■避けようのない結末を自身の“スタンド”で知ってしまった…『ジョジョの奇妙な冒険』テレンス・T・ダービー
1986年から『週刊少年ジャンプ』(集英社)で連載が開始された荒木飛呂彦氏による『ジョジョの奇妙な冒険』。部ごとに時代や舞台を変え、繰り広げられる能力バトルが魅力の本作。
なかでも特殊能力・“スタンド”が登場する第3部はとくに人気なのだが、終盤で登場するテレンス・T・ダービーこそ、敗北時に個性的なセリフを放ったキャラクターである。
TVゲームの達人であるテレンスは、さまざまなジャンルのゲームで主人公・空条承太郎らと戦うのだが、彼のスタンド・“アトゥム神”は「問いかけに対し、相手の心から“YES”か“NO”の答えを聞くことができる」という力を持っており、終始、展開を有利に進めていた。
しかし、承太郎との野球ゲームの試合が開始してから戦況は一変。実は承太郎のプレイを横で見ていたジョセフが、自身のスタンドを用いて代わりに操作をしていた……というただの“イカサマ”だったのだが、テレンスはこれを見抜くことができず、あえなく敗北。
今までの余裕に満ちた態度から一変し、必死に命乞いをするテレンスに、承太郎は「右の拳で殴るか? 左の拳で殴るか? あててみな」と、質問を投げかける。
右、左とそれぞれ確認するが、“アトゥム神”が読み取った答えは“NO”。これに対し、テレンスは答えが“両方の拳”であることを悟り、反射的に「もしかしてオラオラですかーッ!?」と叫んでしまった。

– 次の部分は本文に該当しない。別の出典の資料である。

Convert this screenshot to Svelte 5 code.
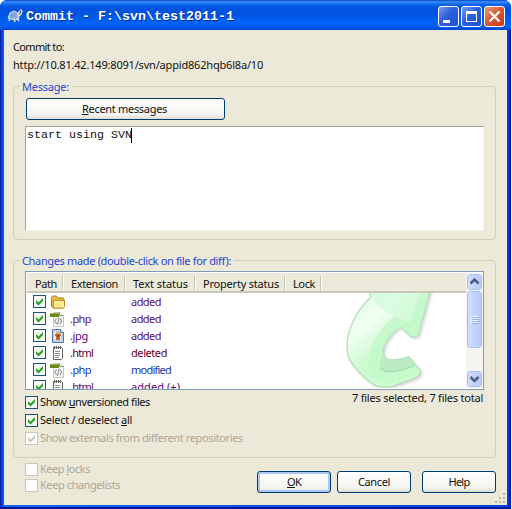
<script>
  const files = [
    { icon: 'folder', ext: '', status: 'added', w: 30, color: '#5b0b72' },
    { icon: 'php', ext: '.php', ew: 21, status: 'added', w: 30, color: '#5b0b72' },
    { icon: 'jpg', ext: '.jpg', ew: 18, status: 'added', w: 30, color: '#5b0b72' },
    { icon: 'html', ext: '.html', ew: 23, status: 'deleted', w: 36, color: '#64001c' },
    { icon: 'php', ext: '.php', ew: 21, status: 'modified', w: 40, color: '#1c34a8' },
    { icon: 'html', ext: '.html', ew: 23, status: 'added (+)', w: 49, color: '#5b0b72' }
  ];

  // Spread a label over a known width.
  function fit(node, width) {
    const range = document.createRange();
    range.selectNodeContents(node);
    const natural = range.getBoundingClientRect().width;
    const count = node.textContent.length;
    if (count > 1) node.style.letterSpacing = (width - natural) / count + 'px';
  }
</script>

{#snippet check(on, disabled)}
  <svg class="check" class:disabled width="13" height="13" viewBox="0 0 13 13">
    <rect x=".5" y=".5" width="12" height="12" fill={disabled ? '#fff' : '#f8f8f4'} stroke={disabled ? '#cac8bb' : '#1c5180'} />
    {#if on}<path d="M3 5v3l2.500 2.500L10 6V3L5.500 7.500z" fill={disabled ? '#cac8bb' : '#21a121'} />{/if}
  </svg>
{/snippet}

{#snippet fileIcon(kind)}
  <svg class="ficon" width="16" height="16" viewBox="0 0 16 16">
    {#if kind === 'folder'}
      <path d="M1.500 3.500l1-1.500h4l1.500 2h5l1 1v8l-1 1h-10l-1.500-2z" fill="#e9bd45" stroke="#ad8017" />
      <path d="M3.500 6.500h11v6l-1 1.500h-10z" fill="#fff1a4" stroke="#bc9126" />
      <path d="M4.500 8.500h9v3h-9z" fill="#ffe37c" />
    {:else if kind === 'php'}
      <path d="M3.500 1.500h7l3 3v11h-10z" fill="#f8f8f5" stroke="#c6c6c0" />
      <path d="M9.500 1.500v3h4" fill="#fff" stroke="#888" />
      <path d="M0 2h9v4H0z" fill="#648b18" /><path d="M0 2h9v1H0z" fill="#91ad43" />
      <path d="M6.500 7.500L5 10l1.500 3M10 7.500l1.500 2.500L10 13M9 6.500L7.500 14" fill="none" stroke="#959595" stroke-width="1.200" />
    {:else if kind === 'jpg'}
      <path d="M2.500 1.500h8l3 3v10h-11z" fill="#bdd3f3" stroke="#5870aa" />
      <path d="M4 4h7v8H4z" fill="#e4eefb" />
      <path d="M5 6h6v2h-1v4H6V8H5z" fill="#ce671f" /><path d="M6 4h4v2H6z" fill="#e7a550" /><path d="M7 7h2v2H7z" fill="#84401a" />
      <path d="M10.500 1.500v3h3" fill="#fff" stroke="#5870aa" />
    {:else}
      <path d="M3.500 2.500h8l1 1v10l-1 1h-8z" fill="#fff" stroke="#62655e" />
      <path d="M4.500 1v3M6.500 1v3M8.500 1v3M10.500 1v3" stroke="#65655c" />
      <path d="M5 6.500h5M5 8.500h5M5 10.500h5M5 12.500h4" stroke="#8390a0" />
    {/if}
  </svg>
{/snippet}

<div class="window">
  <header>
    <svg class="turtle" width="16" height="16" viewBox="0 0 16 16">
      <path d="M1 10l2-5 4-2 4 2 1 5-4 2z" fill="#8baee1" stroke="#dae5f3" />
      <path d="M4 5l5 4M9 4L4 10M3 8h7" stroke="#7c9fd0" />
      <path d="M11 8l1-4 2-2 1 1-1 3-2 2M3 10l-1 3M7 11l1 3M10 10l2 3" fill="none" stroke="#e5e0d2" stroke-width="1.400" />
      <path d="M13 3h1" stroke="#333" />
    </svg>
    <h1>Commit - F:\svn\test2011-1</h1>
    <div class="controls">
      <i class="min"><svg width="21" height="21"><path d="M5 14h7v3H5z" fill="#fff" /></svg></i>
      <i><svg width="21" height="21"><path d="M5 5h11v11H5zM6 8v7h9V8z" fill="#fff" fill-rule="evenodd" /></svg></i>
      <i class="close"><svg width="21" height="21"><path d="M5.500 5.500l10 10M15.500 5.500l-10 10" stroke="#fff" stroke-width="2.300" /></svg></i>
    </div>
  </header>

  <main>
    <div class="target">
      <div><span use:fit={51}>Commit to:</span></div>
      <div><span use:fit={250}>http://10.81.42.149:8091/svn/appid862hqb6l8a/10</span></div>
    </div>

    <section class="message">
      <h2><span use:fit={47}>Message:</span></h2>
      <button class="recent"><span use:fit={85}><u>R</u>ecent messages</span></button>
      <div class="editor">start using SVN<i class="caret"></i></div>
    </section>

    <section class="changes">
      <h2><span use:fit={209}>Changes made (double-click on file for diff):</span></h2>
      <div class="list">
        <div class="columns">
          <div style:width="36px"><span use:fit={22}>Path</span></div>
          <div style:width="62px"><span use:fit={47}>Extension</span></div>
          <div style:width="70px"><span use:fit={55}>Text status</span></div>
          <div style:width="90px"><span use:fit={76}>Property status</span></div>
          <div style:width="36px"><span use:fit={22}>Lock</span></div>
        </div>
        <svg class="mark" width="124" height="95" viewBox="0 129 372 285">
          <defs>
            <linearGradient id="body" x1="0" y1="0" x2=".7" y2="1"><stop offset="0" stop-color="#cdf9d4" /><stop offset=".35" stop-color="#f2fff3" /><stop offset=".62" stop-color="#cdf9d0" /><stop offset="1" stop-color="#d3ffd3" /></linearGradient>
            <filter id="shade" x="-20%" y="-20%" width="150%" height="150%"><feGaussianBlur stdDeviation="4" /></filter>
          </defs>
          <path d="M91 120L93 140C35 195 12 265 25 322Q48 365 95 400Q118 418 155 411L225 386Q247 373 240 360L205 320Q170 336 136 326Q123 310 134 285Q150 253 180 231L211 259Q222 268 235 256L272 120z" fill="#c9c9c9" opacity=".8" transform="translate(6 4)" filter="url(#shade)" />
          <path d="M85 110L93 140C35 195 12 265 25 322Q48 365 95 400Q118 416 155 409L225 384Q245 373 240 360L205 320Q170 336 136 326Q123 310 134 285Q150 253 180 231L211 259Q222 266 234 256L272 110z" fill="url(#body)" stroke="#b5dfbd" stroke-width="4" />
          <path d="M95 110L93 140Q130 190 165 197L211 219L243 110z" fill="#d2fbd8" opacity=".7" />
          <path d="M243 110L211 219L165 197Q85 260 84 350Q90 385 125 403Q185 400 240 367L222 347Q180 370 143 365Q112 355 118 315Q133 267 180 231L220 261L234 256L272 110z" fill="#c0f8c8" opacity=".75" />
          <path d="M134 299Q114 335 120 358Q155 380 224 346L205 320Q155 338 134 322z" fill="#bcebc2" />
          <path d="M120 356Q150 380 224 346" fill="none" stroke="#a4d5ad" stroke-width="3" />
        </svg>
        <div class="rows">
          {#each files as f}
            <div class="row" style:color={f.color}>
              {@render check(true, false)}
              {@render fileIcon(f.icon)}
              <div class="ext">{#if f.ext}<span use:fit={f.ew}>{f.ext}</span>{/if}</div>
              <div><span use:fit={f.w}>{f.status}</span></div>
            </div>
          {/each}
        </div>
        <div class="scroll">
          <div class="arrow"><svg width="15" height="16"><path d="M3.500 9.500l4-4 4 4" fill="none" stroke="#4d6185" stroke-width="2.500" /></svg></div>
          <div class="thumb"><b></b><b></b><b></b><b></b></div>
          <div class="track"></div>
          <div class="arrow"><svg width="15" height="16"><path d="M3.500 6l4 4 4-4" fill="none" stroke="#4d6185" stroke-width="2.500" /></svg></div>
        </div>
      </div>
      <div class="under">
        <div class="options">
          <label>{@render check(true, false)}<span use:fit={110}>Show <u>u</u>nversioned files</span></label>
          <label>{@render check(true, false)}<span use:fit={92}>Select / deselect <u>a</u>ll</span></label>
          <label class="off">{@render check(true, true)}<span use:fit={203}>Show externals from different repositories</span></label>
        </div>
        <div class="count"><span use:fit={131}>7 files selected, 7 files total</span></div>
      </div>
    </section>

    <footer>
      <div class="keep">
        <label class="off">{@render check(false, true)}<span use:fit={50}>Keep <u>l</u>ocks</span></label>
        <label class="off">{@render check(false, true)}<span use:fit={80}>Keep changelists</span></label>
      </div>
      <button class="ok"><span use:fit={14}><u>O</u>K</span></button>
      <button><span use:fit={32}>Cancel</span></button>
      <button class="help"><span use:fit={21}>Help</span></button>
    </footer>
    <svg class="grip" width="12" height="12"><path d="M9 1h2v2H9zM5 5h2v2H5zM9 5h2v2H9zM1 9h2v2H1zM5 9h2v2H5zM9 9h2v2H9z" fill="#b8b4a2" /></svg>
  </main>
</div>

<style>
  :global(body) { background: #fff; overflow: hidden; }
  * { box-sizing: border-box; }
  .window {
    width: 511px; height: 509px; padding: 0 4px 4px; display: flex; flex-direction: column;
    border-radius: 7px 7px 0 0; overflow: hidden;
    background: linear-gradient(90deg, #001ea0 0, #0b3fe0 2px, #1566f0 4px, #0b3fe0 507px, #0535d4 509px, #00138c 511px);
    box-shadow: inset 0 -2px #0019a0;
    font: 11px/14px Tahoma, "Noto Sans", "DejaVu Sans", sans-serif; color: #111; white-space: nowrap;
  }
  header {
    height: 30px; flex: none; margin: 0 -4px; padding: 6px 6px 0 7px; display: flex;
    background: linear-gradient(#0845c2 0, #3b91ff 2px, #1268ee 4px, #0053df 8px, #0055e5 16px, #0262f8 21px, #0262f8 26px, #0046d2 30px);
  }
  .turtle { margin-top: 2px; flex: none; }
  h1 { margin: 3px 0 0 3px; font: bold 13.33px/15px "Liberation Mono", monospace; color: #fff; text-shadow: 1px 1px #0a2b86; }
  .controls { margin-left: auto; display: flex; gap: 2px; }
  .controls i { width: 21px; height: 21px; border: 1px solid #fff; border-radius: 3px; background: linear-gradient(135deg, #789be9, #2b5fe0 45%, #1d4fd3); overflow: hidden; }
  .controls svg { display: block; margin: -1px; }
  .controls .close { background: linear-gradient(135deg, #ec9a82, #dc5430 50%, #c63b14); }
  main { position: relative; flex: 1; width: 503px; padding: 0 9px; background: #ece9d8; display: flex; flex-direction: column; }
  .target { padding-top: 10px; height: 56px; }
  .target div { height: 18px; }
  section { border: 1px solid #d0d0bf; border-radius: 4px; width: 483px; padding: 0 11px; flex: none; }
  h2 { position: relative; margin: -7px 0 0 -5px; width: max-content; padding: 0 3px 0 2px; font: inherit; color: #1c46cf; background: #ece9d8; }
  .message { height: 154px; }
  .changes { height: 198px; margin-top: 20px; }
  button {
    width: 74px; height: 22px; padding: 0; border: 1px solid #003c74; border-radius: 3px; font: inherit; color: #111;
    background: linear-gradient(#fff, #f3f3ef 80%, #dedbd0); display: flex; justify-content: center; align-items: center; flex: none;
  }
  .recent { width: 199px; margin: 4px 0 0 1px; padding-right: 2px; }
  .editor { margin-top: 6px; width: 459px; height: 105px; border: 1px solid #a5a597; border-right-color: #f4f3ea; border-bottom-color: #f4f3ea; background: #fff; padding: 1px; display: flex; font: 11.67px/15px "Liberation Mono", monospace; }
  .caret { width: 1px; height: 15px; margin-left: -1px; background: #000; }
  .list { position: relative; margin-top: 3px; width: 459px; height: 119px; border: 1px solid #7f9db9; background: #fff; overflow: hidden; padding: 1px; }
  .columns { height: 20px; display: flex; padding-top: 3px; background: #ebeadb; border-bottom: 2px solid #cbc7b8; }
  .columns div { height: 14px; padding-left: 8px; border-right: 1px solid #c7c5b2; box-shadow: 1px 0 #fff; line-height: 15px; }
  .mark { position: absolute; left: 314px; top: 21px; }
  .rows { position: relative; }
  .row { display: flex; height: 17px; align-items: center; padding-left: 6px; }
  .check { flex: none; display: block; }
  .ficon { margin-left: 4px; flex: none; }
  .ext { width: 65px; padding-left: 4px; }
  .row > div { line-height: 15px; padding-bottom: 1px; }
  .scroll { position: absolute; right: 0; top: 1px; width: 17px; height: 115px; padding: 1px; display: flex; flex-direction: column; background: #f5f4ee; }
  .arrow, .thumb { width: 15px; border: 1px solid #fff; outline: 1px solid #a9bef0; outline-offset: -1px; border-radius: 3px; background: linear-gradient(90deg, #d0deff, #b8cafb); flex: none; }
  .arrow { height: 16px; }
  .arrow svg { display: block; margin: -1px; }
  .thumb { height: 57px; margin-top: 1px; padding: 24px 0 0 3px; }
  .thumb b { display: block; width: 7px; height: 1px; margin-bottom: 1px; background: #f5f8ff; box-shadow: 1px 1px #8faeea; }
  .track { flex: 1; }
  .under { display: flex; justify-content: space-between; padding-right: 1px; }
  .options { padding-top: 3px; }
  label { display: flex; align-items: center; gap: 2px; height: 18px; }
  .off { color: #aca899; }
  .count { padding-top: 1px; }
  u { text-underline-offset: 1px; text-decoration-thickness: 1px; }
  footer { display: flex; padding-top: 2px; }
  .keep { width: 244px; padding: 1px 0 0 12px; }
  .keep label { height: 16px; }
  footer button { margin: 11px 6px 0 0; }
  footer .help { margin: 11px 0 0 5px; }
  .ok { box-shadow: inset 0 0 0 2px #adc6f4; }
  .grip { position: absolute; right: 1px; bottom: 1px; }
</style>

そして、読み通り、最後は承太郎のスタンド・“スター・プラチナ”が両拳で繰り出す「オラオララッシュ」を全身に叩き込まれ、再起不能に……。
登場当初こそ、能力を活用した凄腕の“勝負師”としての余裕を保っていたが、ゲームバトルでも精神面でも、承太郎たちによって真っ向から押し負けてしまう形となった。
“心を読む”という能力を逆手に取られ、最後はどこかギャグテイストな散り際を見せてしまったキャラクターである。
作品の主人公たちがその実力で敵を圧倒していくさまは読者や視聴者を熱くさせるが、その活躍の影には“名やられ役”として散っていった敵キャラたちがいたことも忘れてはならない。彼らが散り際に放った“名セリフ”の数々が、より一層、敵側としての絶望感を強調してくれる。